WASHINGTON -- State government workers at risk of losing out on the job to younger co-workers may no longer be able to sue their agencies for violating the federal law against age bias if the Supreme Court rules the way it hinted it would yesterday.
In an hourlong hearing, justices who have led a trend toward shielding states from far-reaching federal laws seemed unpersuaded that Congress was justified 25 years ago in applying age discrimination law to state employees.
If the court rules that states have constitutional immunity to lawsuits filed by their workers for such discrimination, the law would remain on the books, but those workers would have to depend on the Justice Department's willingness to file every case that workers across the country wanted pursued to enforce the law.
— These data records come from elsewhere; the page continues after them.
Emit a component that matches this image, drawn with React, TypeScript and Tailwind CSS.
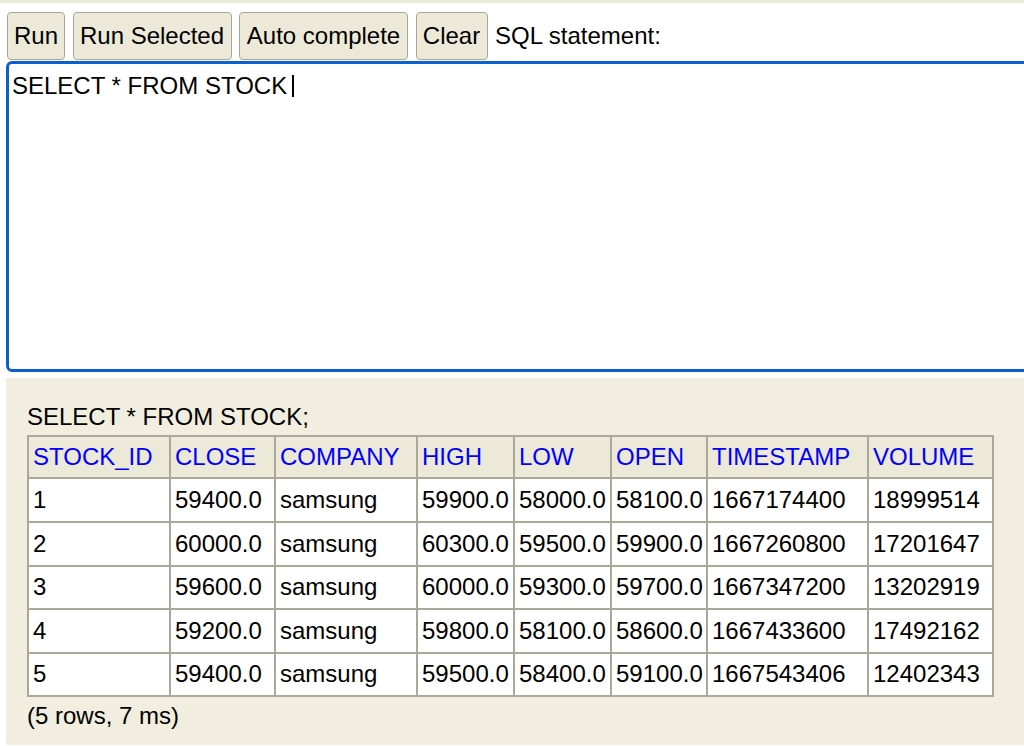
import React from "react";

const headers = ["STOCK_ID", "CLOSE", "COMPANY", "HIGH", "LOW", "OPEN", "TIMESTAMP", "VOLUME"];
const rows = [
  ["1", "59400.0", "samsung", "59900.0", "58000.0", "58100.0", "1667174400", "18999514"],
  ["2", "60000.0", "samsung", "60300.0", "59500.0", "59900.0", "1667260800", "17201647"],
  ["3", "59600.0", "samsung", "60000.0", "59300.0", "59700.0", "1667347200", "13202919"],
  ["4", "59200.0", "samsung", "59800.0", "58100.0", "58600.0", "1667433600", "17492162"],
  ["5", "59400.0", "samsung", "59500.0", "58400.0", "59100.0", "1667543406", "12402343"],
];
const rowHeights = ["h-[44px]", "h-[44px]", "h-[43px]", "h-[44px]", "h-[43px]"];

function Btn({ label, w }: { label: string; w: string }) {
  return (
    <button
      className={`${w} h-[48px] shrink-0 rounded-[4px] border border-[#a9a698] bg-[#ece9d8] text-center text-[24px] leading-none text-black`}
    >
      {label}
    </button>
  );
}

export default function App() {
  return (
    <div
      className="w-[1024px] h-[746px] overflow-hidden bg-white text-black"
      style={{ fontFamily: '"Liberation Sans", Arial, sans-serif' }}
    >
      <div className="h-[3px] bg-[#ece9d8]" />
      <div className="flex items-center gap-[7.5px] pl-[7px] pt-[9px]">
        <Btn label="Run" w="w-[58px]" />
        <Btn label="Run Selected" w="w-[159px]" />
        <Btn label="Auto complete" w="w-[169px]" />
        <Btn label="Clear" w="w-[72px]" />
        <span className="text-[24px] leading-none">SQL statement:</span>
      </div>
      <div className="mt-px ml-[6px] w-[1030px] h-[311px] rounded-[6px] border-[3px] border-[#0a60d0] pl-[3px] pt-[8px]">
        <div className="flex items-center text-[24px] leading-[27.6px]">
          <span>SELECT * FROM STOCK</span>
          <span className="ml-[5px] inline-block h-[22px] w-[2px] bg-black" />
        </div>
      </div>
      <div className="mt-[6px] ml-[6px] h-[367px] bg-[#f1eee0] pl-[21px] pt-[25px]">
        <div className="text-[24px] leading-[27.6px]">SELECT * FROM STOCK;</div>
        <div className="mt-[4px] inline-grid grid-cols-[142px_105px_142px_97px_97px_96px_161px_125px] border-l-2 border-t-2 border-[#aca899] text-[24px] leading-[27.6px]">
          {headers.map((h) => (
            <div
              key={h}
              className="flex h-[42px] items-center border-b-2 border-r-2 border-[#aca899] bg-[#ece9d8] pl-[4px] text-[#0000ff]"
            >
              {h}
            </div>
          ))}
          {rows.map((r, i) =>
            r.map((c, j) => (
              <div
                key={`${i}-${j}`}
                className={`flex ${rowHeights[i]} items-center border-b-2 border-r-2 border-[#aca899] bg-white pl-[4px]`}
              >
                {c}
              </div>
            ))
          )}
        </div>
        <div className="mt-[5px] text-[24px] leading-[27.6px]">(5 rows, 7 ms)</div>
      </div>
    </div>
  );
}
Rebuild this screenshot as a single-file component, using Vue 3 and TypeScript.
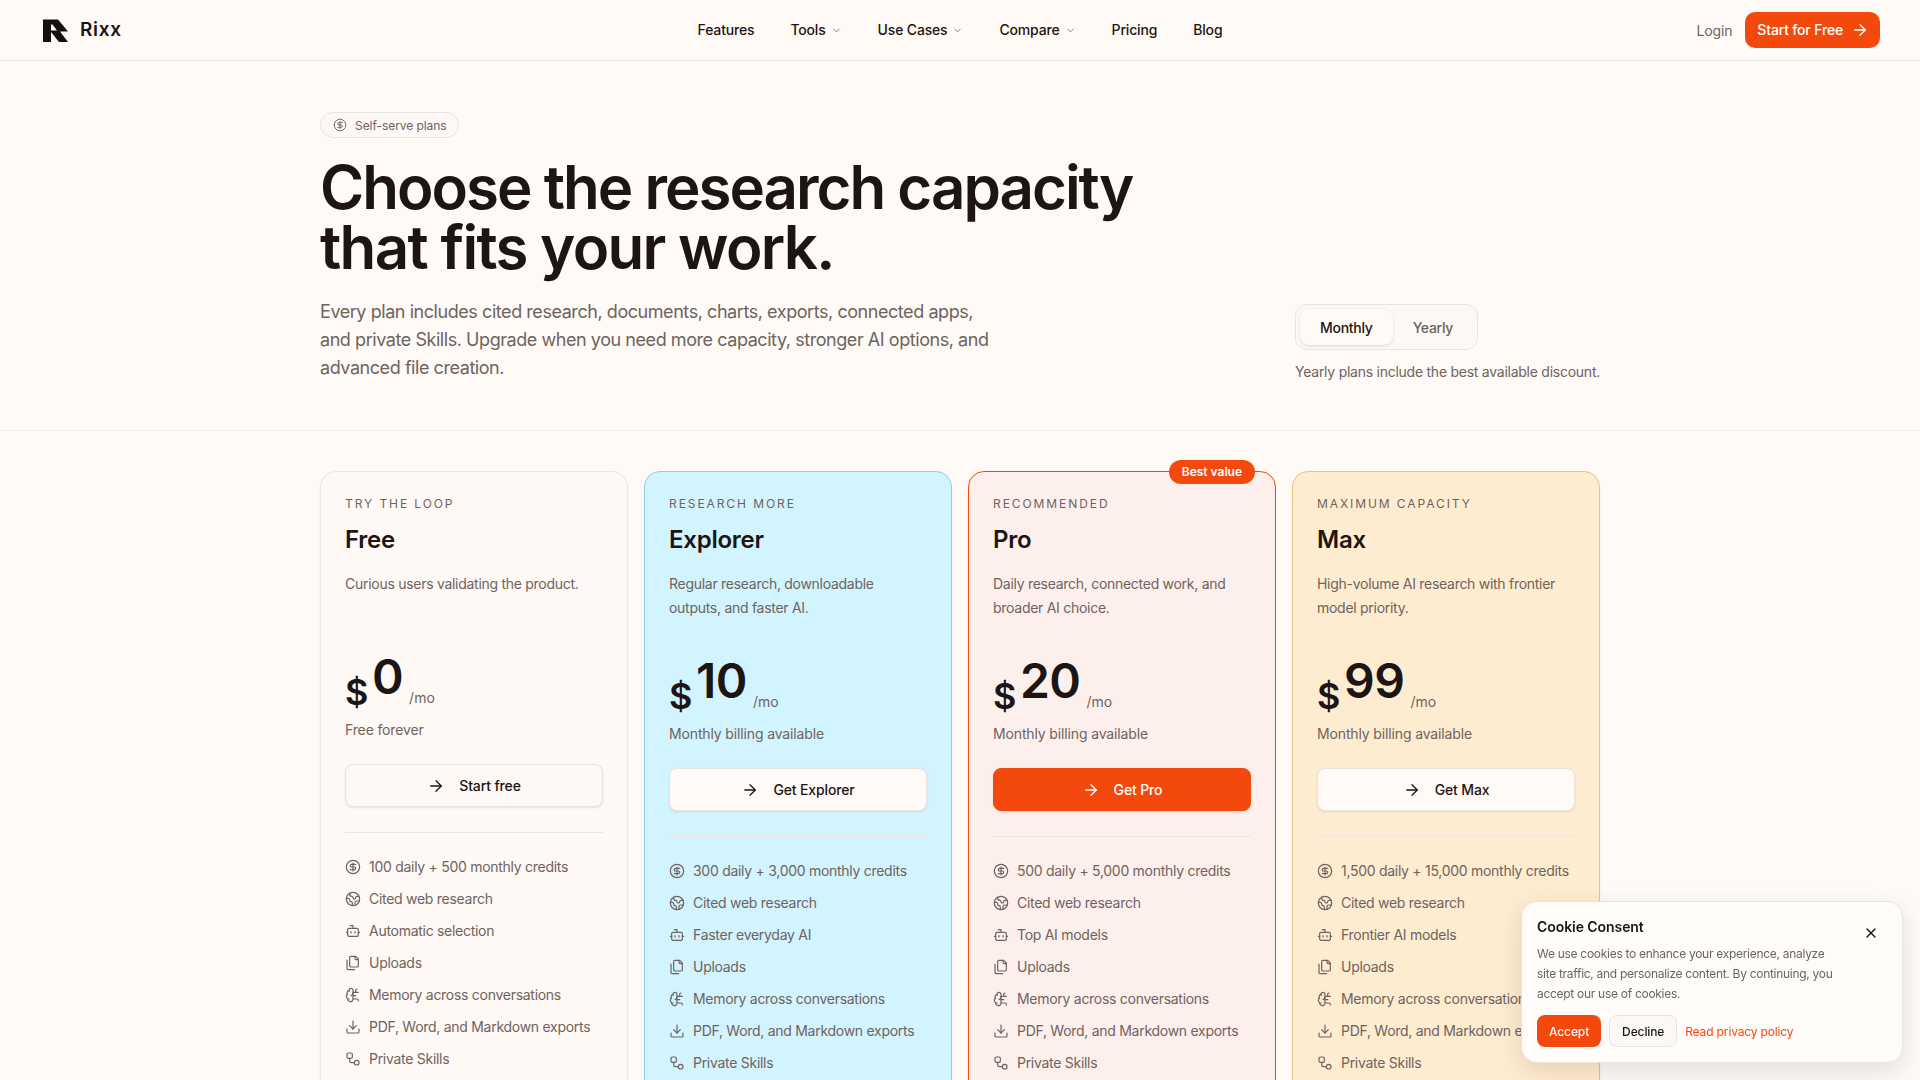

That is an unlikely prospect.
A decision against individual workers' lawsuits would not bar lawsuits by the federal government.
Justice Sandra Day O'Connor, whose vote could be crucial to the decision in the case from Florida, said she saw in Congress' discussion of the law "very little indication of a need to reach state" employees.
Midway through the hearing, Justice Anthony M. Kennedy said that "Congress did not have the debate we're having here" over its legislative powers when it extended age bias laws to the states in 1974. As a result, Kennedy seemed to be suggesting, the court might be unwilling to ratify a legislative decision that Congress spent little time trying to justify.
"It didn't even come close" to the inquiry the justices were making about the need for the law, said Kennedy, whose vote is also likely to be a key one.
O'Connor, along with Chief Justice William H. Rehnquist and Justice Antonin Scalia, noted that Congress sought to give older workers more protection under the age-bias statute than the court has been willing to provide under the Constitution. The court ruled as long ago as 1976 that discrimination based on age does not violate the Constitution's guarantee of legal equality.
The justices' remarks yesterday indicated that they were skeptical that Congress had authority to require states to carry out obligations that the Constitution did not impose on them.
Scalia was particularly sharp in criticizing the congressional effort, saying that "Congress went ahead on its own, acting against constitutional discrimination the existence of which is not reflected in any decision of this court."
Those four justices, along with Justice Clarence Thomas, who remained silent at yesterday's hearing, have formed a five-member majority that in recent years has provided greater protection for state governments against federal laws.
The Florida case was combined with age discrimination cases involving a prison guard in Florida and university professors in Alabama.
It provides the first clear-cut test of whether the trend toward protection of state governments will continue when the justices take up a civil rights law such as the age-bias statute.
The case involves 36 current and former faculty members and librarians at two state universities in Florida who say they were discriminated against on the basis of age. They argued that the universities failed to adjust their salaries to keep up with the academic market and said that policy had a discriminatory effect on workers older than age 40.
The state countered that Congress did not have authority to let private individuals sue the state in federal court to enforce the age law.
The law was defended by a Washington attorney for the faculty members, Jeremiah A. Collins, and by a deputy U.S. solicitor general, Barbara D. Underwood. Both withstood aggressive questioning from the court's conservative members.
They drew support from Justices Stephen G. Breyer, Ruth Bader Ginsburg, David Souter and John Paul Stevens. Ginsburg, in particular, expressed concern about the vulnerability of other federal civil rights laws if Florida is immunized to lawsuits intended to enforce age-discrimination law.
Those four justices have been dissenters in the court's more significant recent rulings on states' rights.
In another hearing yesterday, the court examined the scope of the government's power to decide how information it releases from its files may be used by those who receive that information.
At issue is a California law, struck down by a lower federal court, that gives the public access to police arrest reports but bars anyone other than news organizations from using the information for commercial purposes.
Though some justices seemed skeptical about the law, the hearing produced no clear sign of the final decision.
Both of the cases heard yesterday will be decided early next year.